Studio album by Irene Papas with Vangelis
- Released: 1979
- Recorded: London, 1979
- Studio: Nemo Studios, London
- Genre: Electronica
- Length: 51:27
- Label: Polydor
- Producer: Vangelis

Irene Papas chronology
| Songs of Theodorakis (1968) | Odes (1979) | Rapsodies (1986) |

Vangelis chronology
| China (1979) | Odes (1979) | Opera Sauvage (1979) |

= Odes (Irene Papas album) =

Odes is an album of Greek folk songs by Irene Papas and Vangelis. All of the songs are traditional, except two which are original compositions by Vangelis. Recorded in Nemo studios, London 1979, the entirety of the album is performed and produced by Vangelis, with the addition of a five-people choir in the opening track and of course, Irene Papas' lead vocals. First issue of the album on compact disc was in Greece only (Polydor 833 864-2).
A remastered edition was released by Universal Music in 2007.

Professional ratings
Review scores
| Source | Rating |
| Allmusic | Star Half star |
| Record Collector | Star |

==Track listing==
1. "Les 40 Braves" (Gr: Σαράντα Παλληκάρια; En: The 40 Young Men) – 5:19
2. "Neranzoula" (Le Petit Oranger) (Gr: Νεραντζούλα; En: The Little Orange Tree) – 5:53
3. "La Danse du Feu" (Gr: Ο χορός της φωτιάς; En: Dance of fire) (Original Composition) – 6:06
4. "Les Kolokotronei" (Gr: Οι Κολοκοτρωναίοι; En: The Kolokotronis Family) – 3:20
5. "Le Fleuve" (Gr: Το Ποτάμι; En: The River) – 6:46
6. "Racines" (Gr: Οι ρίζες; En: The roots) (Original Composition) – 8:52
7. "Lamento" (Gr: Μοιρολοϊ; En: Lament) – 8:31
8. "Menousis" (Gr: Ο Μενούσης; En: Menousis) – 6:37

- Tracks 3 & 6 composed by Vangelis
- Tracks 1, 2, 4, 5, 7 & 8 were traditional, arranged by Vangelis with lyrics by Irene Papas and Arianna Stassinopoulos

==Notes==
"Les 40 Braves" describes 40 young men on their way to conquer the city of Tripolitsa during the Greek War of Independence.
During their journey, they meet an old man, asking them where are they going and their answer is "to conquer the city of Tripolitsa".

"Neranzoula" is a description of a small tangerine tree, which is analogous for the state of Greece during Ottoman occupation.

"Dance of fire" is a small trilogy.
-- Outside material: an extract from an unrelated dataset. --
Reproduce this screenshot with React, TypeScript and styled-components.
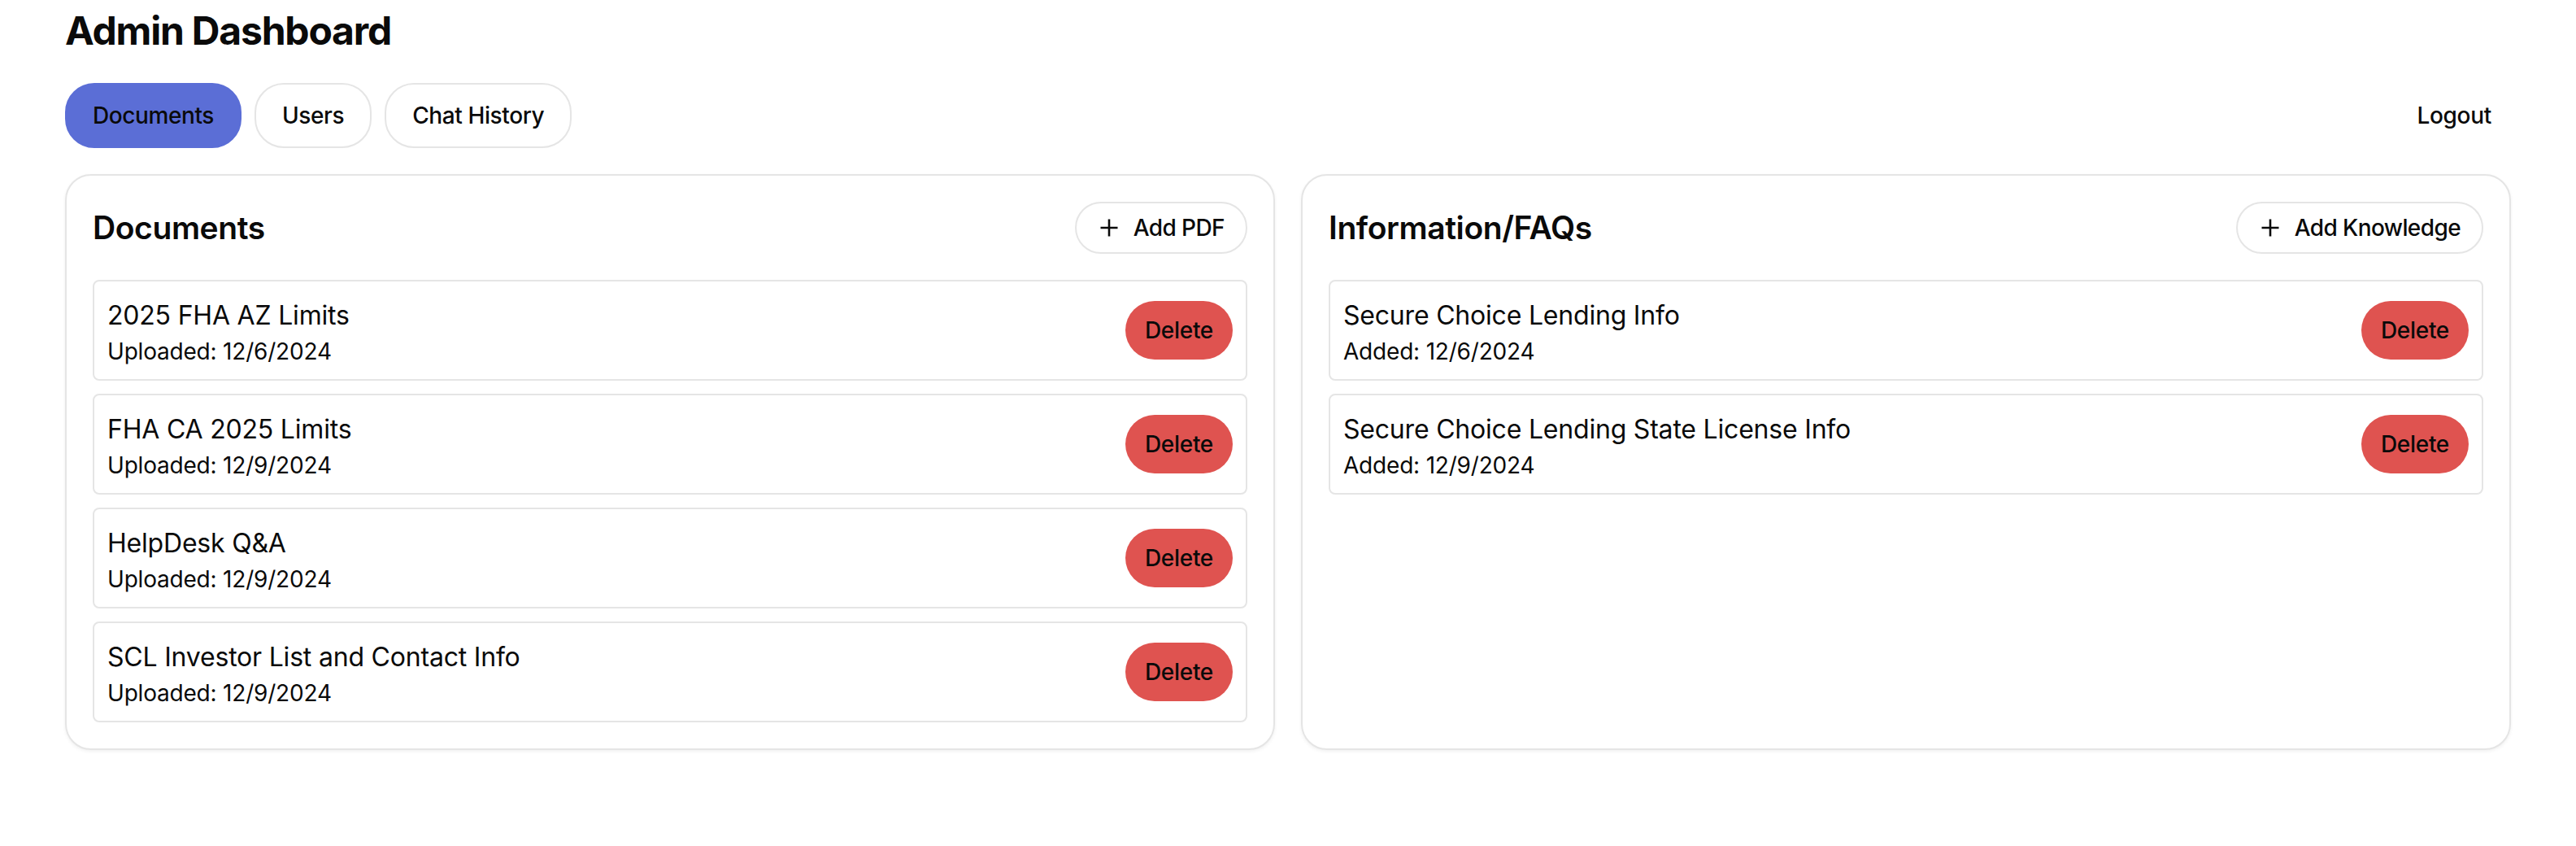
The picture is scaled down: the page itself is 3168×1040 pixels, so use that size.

In the first part, we are introduced in the Greek folk dance "Πυρίχιος", the second and third part describe rural landscapes of Greece, presumably seen through a shepherd's point of view, the 3rd part showcases the sound of Greek flute, similar to the ocarina instrument, which is usually being played by shepherds, during the herd's eating in the meadow.

"Les Kolokotronei" were one of the most important Greek families in the Greek Resistance and Independence movements. The lyrics describe the shame they feel from Turkish occupation of their land, in the extent that they never set foot on the land, until it's being freed. They do everything on horseback, fighting, going to church, celebrating etc.

"The river" talks about the overwhelming beauty of Jannes, a famous Greek river in Messinia, Peloponessos.

"The roots" is an expanded version of the aforementioned Greek country landscape. Here, Vangelis uses a similar arrangement, which at the same time has a strong resemblance to his older composition "we were all uprooted" from his "Earth" album.

"Lamento" is sung by a mother who has lost her daughter, described in the lyrics as a little boat, decorated for departure. The song describes the mother's pain at her loss and her daughter's denial to leave the world of the living.

"Menousis" describes the events of a character in folk tale (probably a real individual), who in his drunkenness kills his wife because of her supposed infidelity.

==Certifications==

| Region | Certification | Certified units/sales |
| Greece (IFPI Greece) | Gold | 50,000^{^} |
^{^} Shipments figures based on certification alone.